4. I would have blogged about Penelope's current cute words like "prastic" (practice) and "berember" (remember) and me catching her saying "Boys go to Jupiter to get more stupider." (I said, "We don't say stupid," and she said, "I didn't say stupid, I said stupider!")

5. I would have blogged about life without internet. How you feel a little "stupider" than the rest of the world because you don't have a wealth of information at your fingertips. When I was growing up, we went to the set of encyclopedias and dictionary. We used cookbooks.

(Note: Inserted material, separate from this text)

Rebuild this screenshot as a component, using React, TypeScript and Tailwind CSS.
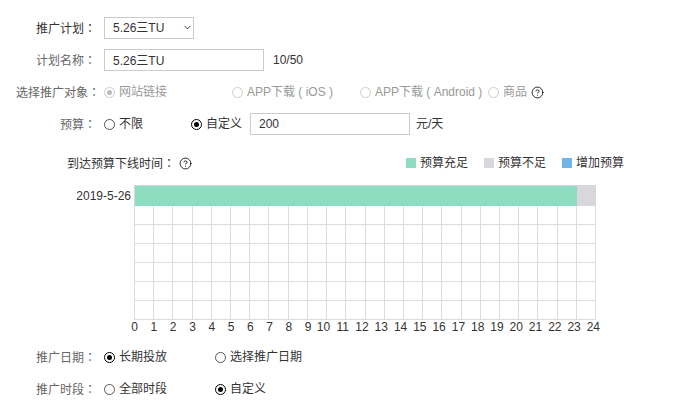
import { useState, type ReactNode } from 'react';
import { ChevronDown, CircleQuestionMark } from 'lucide-react';

const HOURS = Array.from({ length: 25 }, (_, i) => i);
const GRID_ROWS = 6;
const BUDGET_END_HOUR = 23;

const LEGEND = [
  { label: '预算充足', color: 'bg-[#8eddc1]' },
  { label: '预算不足', color: 'bg-[#d7d7dc]' },
  { label: '增加预算', color: 'bg-[#71b4e8]' },
];

// Full-width colon, centered in its box
function Colon() {
  return <span className="font-['Noto_Sans_CJK_TC',sans-serif]">：</span>;
}

interface RowProps {
  label: string;
  htmlFor?: string;
  labelClass?: string;
  children: ReactNode;
}

function Row({ label, htmlFor, labelClass = 'pr-1 text-[#666]', children }: RowProps) {
  return (
    <div className="flex h-[22px] items-center">
      <label htmlFor={htmlFor} className={`w-[100px] shrink-0 text-right whitespace-nowrap ${labelClass}`}>
        {label}
        <Colon />
      </label>
      <div className="ml-1 flex items-center">{children}</div>
    </div>
  );
}

interface RadioProps {
  name: string;
  label: string;
  checked: boolean;
  onChange?: () => void;
  disabled?: boolean;
  className?: string;
}

function Radio({ name, label, checked, onChange, disabled = false, className = '' }: RadioProps) {
  return (
    <label className={`flex shrink-0 items-center gap-1 whitespace-nowrap ${disabled ? 'text-[#999]' : 'cursor-pointer'} ${className}`}>
      <span className="grid shrink-0 place-items-center">
        <input
          type="radio"
          name={name}
          checked={checked}
          disabled={disabled}
          onChange={() => onChange?.()}
          className="peer col-start-1 row-start-1 size-[11px] appearance-none rounded-full border border-[#555] bg-white checked:border-black disabled:border-[#ccc]"
        />
        <span className="pointer-events-none col-start-1 row-start-1 hidden size-[5px] rounded-full bg-black peer-checked:block peer-disabled:bg-[#bbb]" />
      </span>
      {label}
    </label>
  );
}

function Help() {
  return (
    <button type="button" aria-label="帮助" className="shrink-0 cursor-pointer">
      <CircleQuestionMark className="size-[13px] text-[#222]" strokeWidth={1.8} />
    </button>
  );
}

function BudgetChart() {
  return (
    <div className="mr-[28px] flex">
      <div className="flex h-[21px] w-[134px] shrink-0 items-center justify-end pr-[3px]">2019-5-26</div>
      <div className="min-w-0 flex-1">
        {/* Budget bar */}
        <div className="flex h-[21px] border-t border-l border-[#d7d7dc] bg-[#d7d7dc]">
          <div className="bg-[#8eddc1]" style={{ width: `${(BUDGET_END_HOUR / 24) * 100}%` }} />
        </div>
        {/* Hour grid */}
        <div className="grid grid-cols-24 border-l border-[#ddd]">
          {Array.from({ length: 24 * GRID_ROWS }, (_, i) => (
            <div key={i} className="h-[19px] border-r border-b border-[#ddd]" />
          ))}
        </div>
        <div className="-mr-[11px] -ml-[9px] grid h-[14px] grid-cols-25 leading-[14px]">
          {HOURS.map((h) => (
            <span key={h} className={`flex justify-center ${h > 9 ? 'pr-2' : ''}`}>
              {h}
            </span>
          ))}
        </div>
      </div>
    </div>
  );
}

export default function App() {
  const [plan, setPlan] = useState('5.26三TU');
  const [name, setName] = useState('5.26三TU');
  const [budgetType, setBudgetType] = useState('custom');
  const [budget, setBudget] = useState('200');
  const [dateType, setDateType] = useState('long');
  const [timeType, setTimeType] = useState('custom');

  return (
    <form className="bg-white pt-[17px] pr-[66px] font-['Liberation_Sans','Noto_Sans_CJK_SC',sans-serif] text-xs text-[#333]">
      <div className="flex flex-col gap-[10px]">
        <Row label="推广计划" htmlFor="plan" labelClass="pr-1 text-[#333]">
          <div className="relative">
            <select
              id="plan"
              value={plan}
              onChange={(e) => setPlan(e.target.value)}
              className="h-[22px] w-[90px] appearance-none border border-[#ccc] bg-white pl-2"
            >
              <option>5.26三TU</option>
            </select>
            <ChevronDown className="pointer-events-none absolute top-[5px] right-[1px] size-[11px]" />
          </div>
        </Row>

        <Row label="计划名称" htmlFor="name">
          <input
            id="name"
            value={name}
            onChange={(e) => setName(e.target.value)}
            className="h-[22px] w-[160px] border border-[#ccc] pb-[2px] pl-2"
          />
          <span className="ml-[9px]">10/50</span>
        </Row>

        <Row label="选择推广对象" labelClass="text-[#666]">
          <Radio name="target" label="网站链接" checked disabled className="w-[128px]" />
          <Radio name="target" label="APP下载 ( iOS )" checked={false} disabled className="w-[128px]" />
          <Radio name="target" label="APP下载 ( Android )" checked={false} disabled className="w-[128px]" />
          <Radio name="target" label="商品" checked={false} disabled className="mr-1" />
          <Help />
        </Row>

        <Row label="预算">
          <Radio name="budget" label="不限" checked={budgetType === 'none'} onChange={() => setBudgetType('none')} className="w-[87px]" />
          <Radio name="budget" label="自定义" checked={budgetType === 'custom'} onChange={() => setBudgetType('custom')} />
          <input
            aria-label="预算"
            value={budget}
            onChange={(e) => setBudget(e.target.value)}
            className="ml-2 h-[22px] w-[160px] border border-[#ccc] pl-2"
          />
          <span className="ml-[6px]">元/天</span>
        </Row>
      </div>

      <div className="mt-[17px] mb-[11px] flex h-[22px] items-center pl-[67px]">
        <span className="mr-1">
          到达预算下线时间
          <Colon />
        </span>
        <Help />
        <div className="ml-auto flex gap-4">
          {LEGEND.map((item) => (
            <span key={item.label} className="flex items-center gap-1">
              <span className={`size-[10px] ${item.color}`} />
              {item.label}
            </span>
          ))}
        </div>
      </div>

      <BudgetChart />

      <div className="mt-[12px] flex flex-col gap-[10px]">
        <Row label="推广日期">
          <Radio name="date" label="长期投放" checked={dateType === 'long'} onChange={() => setDateType('long')} className="w-[111px]" />
          <Radio name="date" label="选择推广日期" checked={dateType === 'range'} onChange={() => setDateType('range')} />
        </Row>
        <Row label="推广时段">
          <Radio name="time" label="全部时段" checked={timeType === 'all'} onChange={() => setTimeType('all')} className="w-[111px]" />
          <Radio name="time" label="自定义" checked={timeType === 'custom'} onChange={() => setTimeType('custom')} />
        </Row>
      </div>
    </form>
  );
}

Now, I can google "what to cook if you only have a can of chicken soup a sweet potato and some grapes" or answer questions from the children about presidents or bugs or Bill Cosby with the click of my mouse.

6. I would have blogged about how hot it is. How I want to take a shower every five minutes. How my kids have enjoyed riding their bikes in our new driveway and playing outside but they come in looking like the orphans from Annie and smelling like kid sweat and the outdoors.

7. I would have blogged about how the stuff from my old house fit in there like a puzzle. There was only one place each piece of furniture could fit. And now, I keep moving things around trying to figure out the puzzle of this house. And how can we move from a house with no garage to a house with a two car garage and have it full of junk? How I'd like to throw it all away sometimes instead of find a place for everything. And about how hard it is to get to all this organizing when you have five children!

8. Lastly, I would have blogged about how cute my baby is and how she's growing up so quickly and how I can barely get time with her because everyone loves her so much and kisses her constantly. She is a precious gift.

The kids have done great with the move and though it has been crazy we have been brought closer as a family (much of that is due to life without internet too) and I am grateful for our new house and neighborhood. We love it here. We have great neighbors all around. I am trying to hide the crazy madness that is my life. I don't want to bring the neighborhood down with my semi-white trash family. Don't worry mom. We have stopped throwing our dirty dishes in the yard.